Altho only a miner, Peter Savageau was well educated, and at some time during his life had mined with Pat Reddy, one of the most celebrated lawyers in California. William soon gained the confidence of his prisoners, because he made it a policy to treat them well. Occasionally he chatted with Savageau, and one day said to him, “If you can get Pat Reddy to defend you, and what you say is true, he can get you clear.” Then, looking into his big blue eyes, he continued:

“Savageau, why in the world didn’t you burn up Louis’ head.”

“My God! where is it?” cried Savageau, instantly.

“Outside,” answered Deputy Sheriff Howard.

“Why,” exclaimed the murderer, “I piled enough wood on it to burn a dozen heads!”

Then William described the scene he had witnessed in his sleep, and after listening closely, Savageau said, “Why, you must have been watching the whole affair.”

“No,” replied Howard; “it was just a dream.”

Taking out his notebook, William commenced to write, while Savageau made a full confession of the crime, with only one exception—he completely exonerated the woman.
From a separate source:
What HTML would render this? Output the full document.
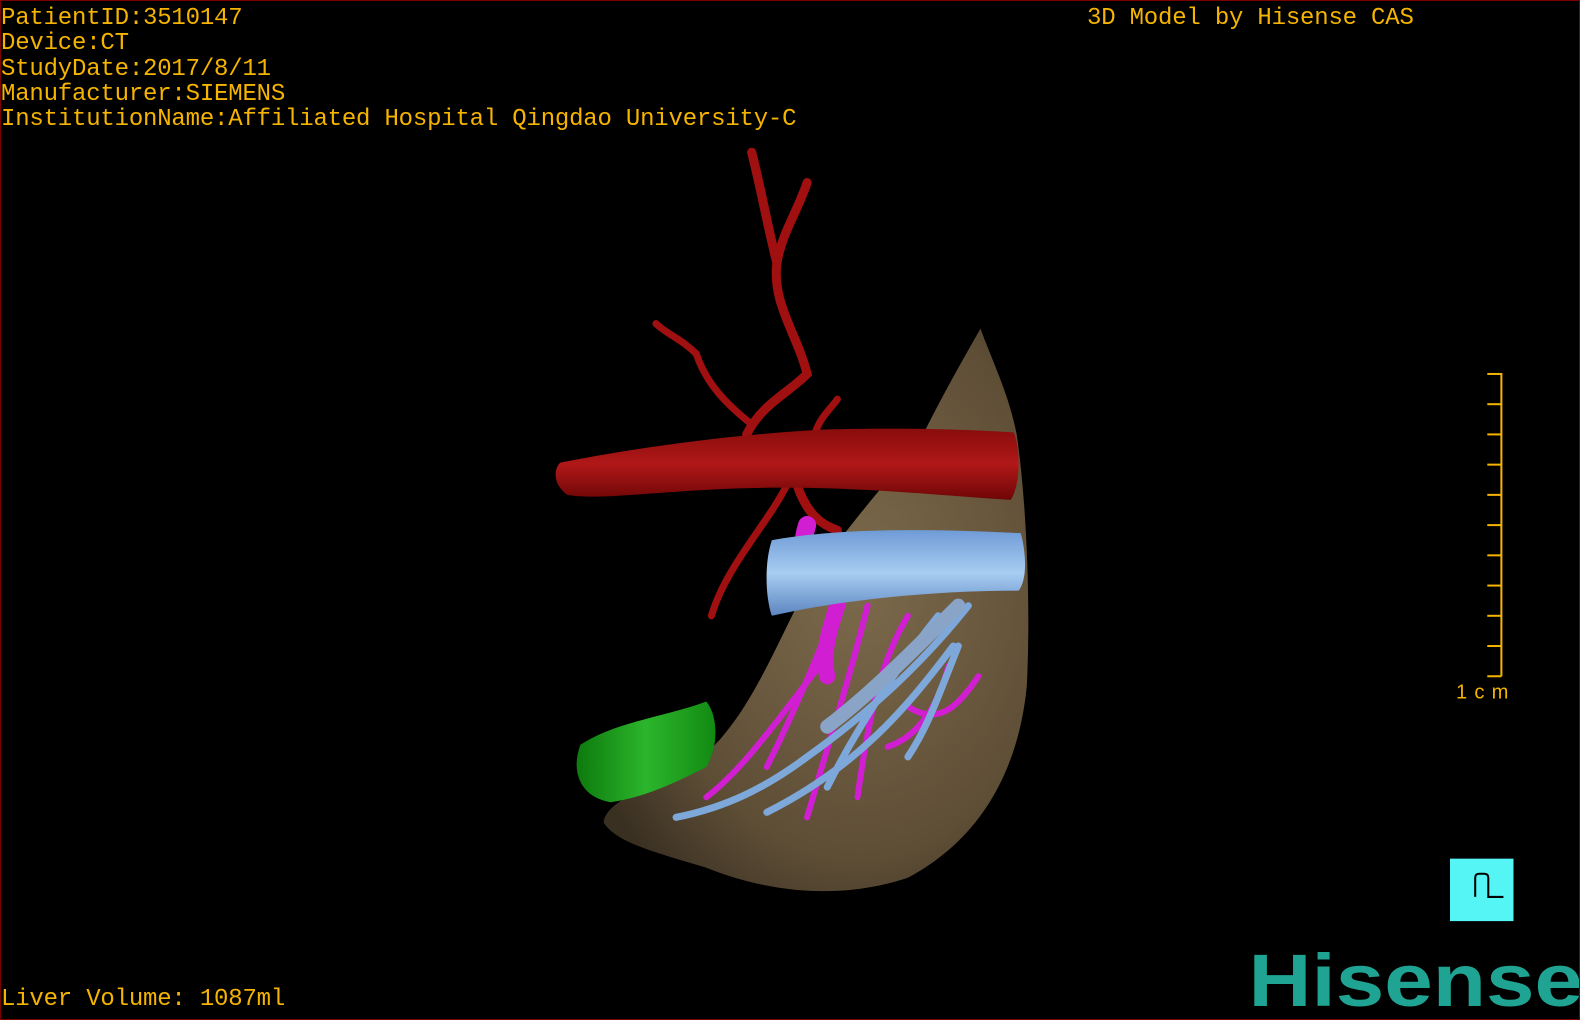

Many people felt extremely sorry for Peter Savageau, however, because they knew that his wife had forced him to kill Louis Herbert.

While Savageau was waiting trial, Thelma, his wife, was allowed to visit him, and on two occasions she offered Howard a bribe of money and jewels if he would not testify against her husband.

The trial took place in February, 1887, and Savageau was convicted of first-degree murder. Later the jury appealed to the Judge for mercy, and the defendant was sent to an Quentin prison for life. Mrs. Savageau and her son Alexander left the State.

It is a remarkable fact that the murder of Louis Herbert took place at the same hour that the dream came to Captain Howard, and it certainly goes a long way toward persuading one that it is possible for dreams to come true.